*Source records*:
+-------+

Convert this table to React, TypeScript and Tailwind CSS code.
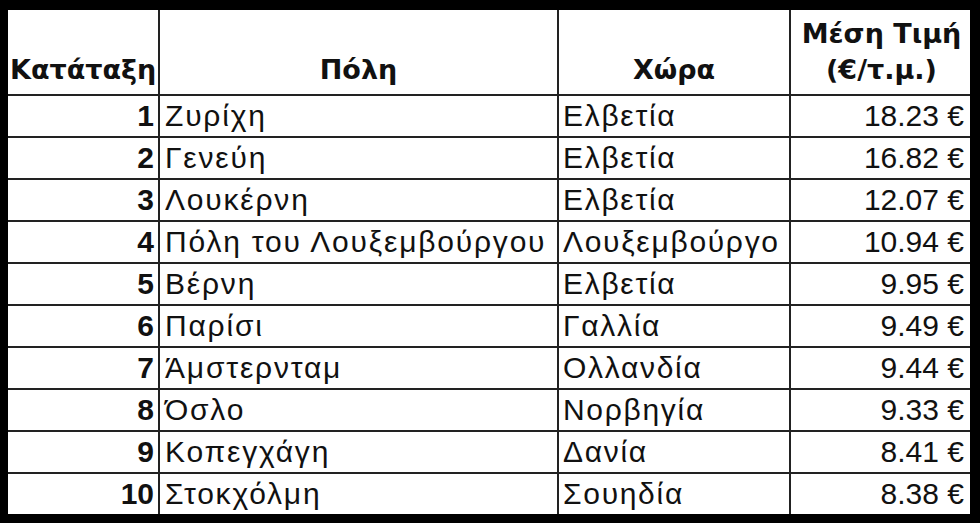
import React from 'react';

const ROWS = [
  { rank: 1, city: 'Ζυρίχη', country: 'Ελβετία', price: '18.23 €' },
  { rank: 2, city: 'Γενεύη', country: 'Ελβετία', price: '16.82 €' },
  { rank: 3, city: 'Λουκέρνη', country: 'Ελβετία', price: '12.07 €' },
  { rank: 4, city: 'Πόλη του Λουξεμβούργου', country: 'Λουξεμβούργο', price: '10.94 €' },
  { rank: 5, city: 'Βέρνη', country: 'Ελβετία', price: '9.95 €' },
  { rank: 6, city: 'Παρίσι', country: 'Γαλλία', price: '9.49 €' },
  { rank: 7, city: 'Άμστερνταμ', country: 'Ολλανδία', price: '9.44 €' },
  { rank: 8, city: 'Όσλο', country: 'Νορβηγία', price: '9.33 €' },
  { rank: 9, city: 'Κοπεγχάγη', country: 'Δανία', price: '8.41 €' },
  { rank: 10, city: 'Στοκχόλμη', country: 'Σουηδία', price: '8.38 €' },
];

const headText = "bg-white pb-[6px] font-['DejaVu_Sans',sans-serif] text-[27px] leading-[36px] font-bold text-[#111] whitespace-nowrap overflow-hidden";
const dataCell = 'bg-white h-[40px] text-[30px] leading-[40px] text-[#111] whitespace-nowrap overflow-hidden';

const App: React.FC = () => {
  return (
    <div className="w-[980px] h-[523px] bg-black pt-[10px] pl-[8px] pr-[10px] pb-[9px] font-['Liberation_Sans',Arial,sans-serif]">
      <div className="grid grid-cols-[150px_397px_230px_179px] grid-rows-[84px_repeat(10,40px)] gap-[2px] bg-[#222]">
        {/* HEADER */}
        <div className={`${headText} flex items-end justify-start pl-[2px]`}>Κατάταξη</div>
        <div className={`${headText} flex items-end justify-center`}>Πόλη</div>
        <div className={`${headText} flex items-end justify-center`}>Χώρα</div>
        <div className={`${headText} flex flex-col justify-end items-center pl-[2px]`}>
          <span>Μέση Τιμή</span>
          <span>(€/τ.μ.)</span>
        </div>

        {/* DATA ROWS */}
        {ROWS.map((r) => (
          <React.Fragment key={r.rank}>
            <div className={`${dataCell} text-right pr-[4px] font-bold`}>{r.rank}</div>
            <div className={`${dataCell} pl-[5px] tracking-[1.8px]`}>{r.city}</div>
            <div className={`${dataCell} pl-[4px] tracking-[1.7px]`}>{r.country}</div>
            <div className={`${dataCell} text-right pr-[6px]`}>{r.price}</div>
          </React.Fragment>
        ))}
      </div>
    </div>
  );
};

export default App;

+-------+

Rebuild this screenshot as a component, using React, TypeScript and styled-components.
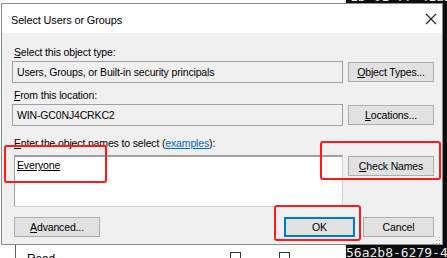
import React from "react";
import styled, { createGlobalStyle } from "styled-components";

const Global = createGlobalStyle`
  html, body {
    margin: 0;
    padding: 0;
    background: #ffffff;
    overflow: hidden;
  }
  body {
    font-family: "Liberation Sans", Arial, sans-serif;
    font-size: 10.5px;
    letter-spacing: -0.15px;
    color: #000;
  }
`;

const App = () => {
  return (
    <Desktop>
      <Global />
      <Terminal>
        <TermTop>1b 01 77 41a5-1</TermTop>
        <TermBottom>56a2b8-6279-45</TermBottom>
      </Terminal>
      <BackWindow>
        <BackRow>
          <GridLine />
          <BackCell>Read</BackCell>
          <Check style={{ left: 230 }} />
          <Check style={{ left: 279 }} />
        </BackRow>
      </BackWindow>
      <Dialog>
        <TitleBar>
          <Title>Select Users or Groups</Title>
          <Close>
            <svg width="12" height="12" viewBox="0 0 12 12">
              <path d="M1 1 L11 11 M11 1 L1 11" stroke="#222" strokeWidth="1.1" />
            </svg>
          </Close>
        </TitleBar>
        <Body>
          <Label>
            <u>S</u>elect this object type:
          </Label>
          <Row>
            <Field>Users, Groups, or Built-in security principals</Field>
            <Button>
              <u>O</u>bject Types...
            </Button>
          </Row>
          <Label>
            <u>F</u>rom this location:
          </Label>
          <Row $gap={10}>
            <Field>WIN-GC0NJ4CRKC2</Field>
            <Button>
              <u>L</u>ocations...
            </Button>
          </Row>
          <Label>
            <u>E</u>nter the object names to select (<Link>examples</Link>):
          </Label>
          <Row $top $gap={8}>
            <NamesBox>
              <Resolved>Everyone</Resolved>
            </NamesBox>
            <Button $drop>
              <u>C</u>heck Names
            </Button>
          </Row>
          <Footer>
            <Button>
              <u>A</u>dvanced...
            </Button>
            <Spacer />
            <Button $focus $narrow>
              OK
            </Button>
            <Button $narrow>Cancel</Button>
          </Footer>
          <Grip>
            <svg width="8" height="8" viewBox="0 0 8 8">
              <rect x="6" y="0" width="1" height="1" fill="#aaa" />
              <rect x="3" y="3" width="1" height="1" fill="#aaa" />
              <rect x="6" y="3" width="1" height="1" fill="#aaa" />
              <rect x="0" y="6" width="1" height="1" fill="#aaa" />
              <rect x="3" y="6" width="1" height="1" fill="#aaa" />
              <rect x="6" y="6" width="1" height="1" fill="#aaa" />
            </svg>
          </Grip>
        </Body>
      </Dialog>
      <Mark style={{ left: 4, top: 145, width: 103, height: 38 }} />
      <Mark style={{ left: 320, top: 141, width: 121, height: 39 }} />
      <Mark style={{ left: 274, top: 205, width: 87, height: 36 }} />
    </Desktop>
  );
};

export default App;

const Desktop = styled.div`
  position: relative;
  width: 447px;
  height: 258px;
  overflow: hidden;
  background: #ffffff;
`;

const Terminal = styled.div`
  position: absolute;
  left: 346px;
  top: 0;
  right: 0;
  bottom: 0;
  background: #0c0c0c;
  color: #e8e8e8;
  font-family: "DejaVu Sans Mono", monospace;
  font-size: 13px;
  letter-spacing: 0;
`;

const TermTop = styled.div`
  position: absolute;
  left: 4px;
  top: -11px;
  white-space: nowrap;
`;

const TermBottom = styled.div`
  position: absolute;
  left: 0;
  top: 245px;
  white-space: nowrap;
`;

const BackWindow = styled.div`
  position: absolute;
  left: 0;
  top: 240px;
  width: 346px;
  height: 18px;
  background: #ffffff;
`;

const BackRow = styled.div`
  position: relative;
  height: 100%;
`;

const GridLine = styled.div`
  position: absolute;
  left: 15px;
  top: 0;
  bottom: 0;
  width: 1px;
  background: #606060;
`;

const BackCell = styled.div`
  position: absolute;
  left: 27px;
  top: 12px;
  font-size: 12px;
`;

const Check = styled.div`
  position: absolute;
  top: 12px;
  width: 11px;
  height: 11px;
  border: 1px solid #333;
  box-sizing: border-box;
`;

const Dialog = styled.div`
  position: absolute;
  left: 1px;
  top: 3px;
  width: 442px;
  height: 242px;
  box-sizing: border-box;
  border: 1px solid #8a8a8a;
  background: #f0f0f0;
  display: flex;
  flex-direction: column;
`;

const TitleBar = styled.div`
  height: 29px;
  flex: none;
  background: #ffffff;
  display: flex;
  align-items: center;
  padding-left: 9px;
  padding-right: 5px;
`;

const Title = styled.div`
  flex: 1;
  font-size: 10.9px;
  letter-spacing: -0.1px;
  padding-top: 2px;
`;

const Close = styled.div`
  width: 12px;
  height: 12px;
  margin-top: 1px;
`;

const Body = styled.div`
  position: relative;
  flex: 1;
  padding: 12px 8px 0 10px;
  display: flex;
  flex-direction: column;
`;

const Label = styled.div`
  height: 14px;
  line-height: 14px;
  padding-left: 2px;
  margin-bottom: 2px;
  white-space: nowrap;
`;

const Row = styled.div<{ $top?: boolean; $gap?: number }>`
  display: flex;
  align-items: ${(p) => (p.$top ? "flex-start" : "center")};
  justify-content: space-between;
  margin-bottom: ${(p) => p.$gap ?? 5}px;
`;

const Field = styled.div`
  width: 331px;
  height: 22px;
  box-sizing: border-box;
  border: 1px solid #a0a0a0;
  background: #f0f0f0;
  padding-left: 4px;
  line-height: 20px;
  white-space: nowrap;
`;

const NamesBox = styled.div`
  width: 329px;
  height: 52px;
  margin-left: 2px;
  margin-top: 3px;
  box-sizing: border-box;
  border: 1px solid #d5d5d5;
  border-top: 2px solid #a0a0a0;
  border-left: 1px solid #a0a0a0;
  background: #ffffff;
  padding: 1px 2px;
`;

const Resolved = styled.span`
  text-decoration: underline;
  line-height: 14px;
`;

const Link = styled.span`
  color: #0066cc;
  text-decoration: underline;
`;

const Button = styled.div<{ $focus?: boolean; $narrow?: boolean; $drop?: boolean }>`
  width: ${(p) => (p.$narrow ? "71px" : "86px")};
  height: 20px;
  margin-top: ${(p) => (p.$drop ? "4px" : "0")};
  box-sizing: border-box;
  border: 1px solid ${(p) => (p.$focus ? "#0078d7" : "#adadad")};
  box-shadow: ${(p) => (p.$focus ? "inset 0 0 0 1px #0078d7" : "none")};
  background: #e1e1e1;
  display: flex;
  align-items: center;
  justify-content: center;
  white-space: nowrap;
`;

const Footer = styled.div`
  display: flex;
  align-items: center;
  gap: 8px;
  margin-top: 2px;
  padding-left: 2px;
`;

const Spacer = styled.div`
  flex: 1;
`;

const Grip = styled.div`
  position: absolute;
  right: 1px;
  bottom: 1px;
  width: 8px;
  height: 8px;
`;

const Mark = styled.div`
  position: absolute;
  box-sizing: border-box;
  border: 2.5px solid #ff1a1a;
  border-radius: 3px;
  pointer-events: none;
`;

+-------+

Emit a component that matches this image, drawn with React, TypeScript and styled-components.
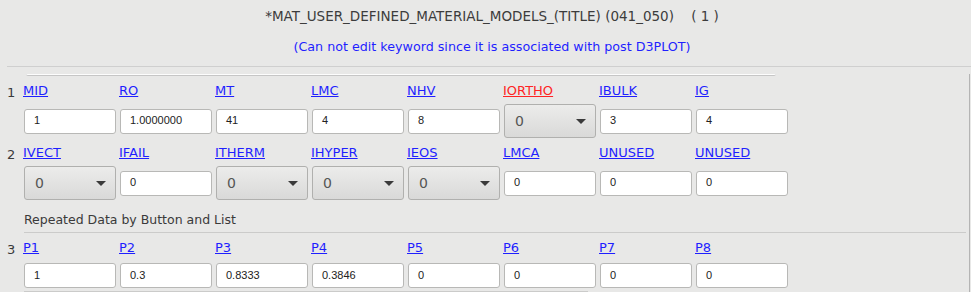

+-------+

*Exercise objective*: Would you restate, exactly and with no pictures, the lines of the entries above from the one containing "Convert this table" through the one containing "const dataCell = 'bg-white"?

*Worked answer*:
Convert this table to React, TypeScript and Tailwind CSS code.
import React from 'react';

const ROWS = [
  { rank: 1, city: 'Ζυρίχη', country: 'Ελβετία', price: '18.23 €' },
  { rank: 2, city: 'Γενεύη', country: 'Ελβετία', price: '16.82 €' },
  { rank: 3, city: 'Λουκέρνη', country: 'Ελβετία', price: '12.07 €' },
  { rank: 4, city: 'Πόλη του Λουξεμβούργου', country: 'Λουξεμβούργο', price: '10.94 €' },
  { rank: 5, city: 'Βέρνη', country: 'Ελβετία', price: '9.95 €' },
  { rank: 6, city: 'Παρίσι', country: 'Γαλλία', price: '9.49 €' },
  { rank: 7, city: 'Άμστερνταμ', country: 'Ολλανδία', price: '9.44 €' },
  { rank: 8, city: 'Όσλο', country: 'Νορβηγία', price: '9.33 €' },
  { rank: 9, city: 'Κοπεγχάγη', country: 'Δανία', price: '8.41 €' },
  { rank: 10, city: 'Στοκχόλμη', country: 'Σουηδία', price: '8.38 €' },
];

const headText = "bg-white pb-[6px] font-['DejaVu_Sans',sans-serif] text-[27px] leading-[36px] font-bold text-[#111] whitespace-nowrap overflow-hidden";
const dataCell = 'bg-white h-[40px] text-[30px] leading-[40px] text-[#111] whitespace-nowrap overflow-hidden';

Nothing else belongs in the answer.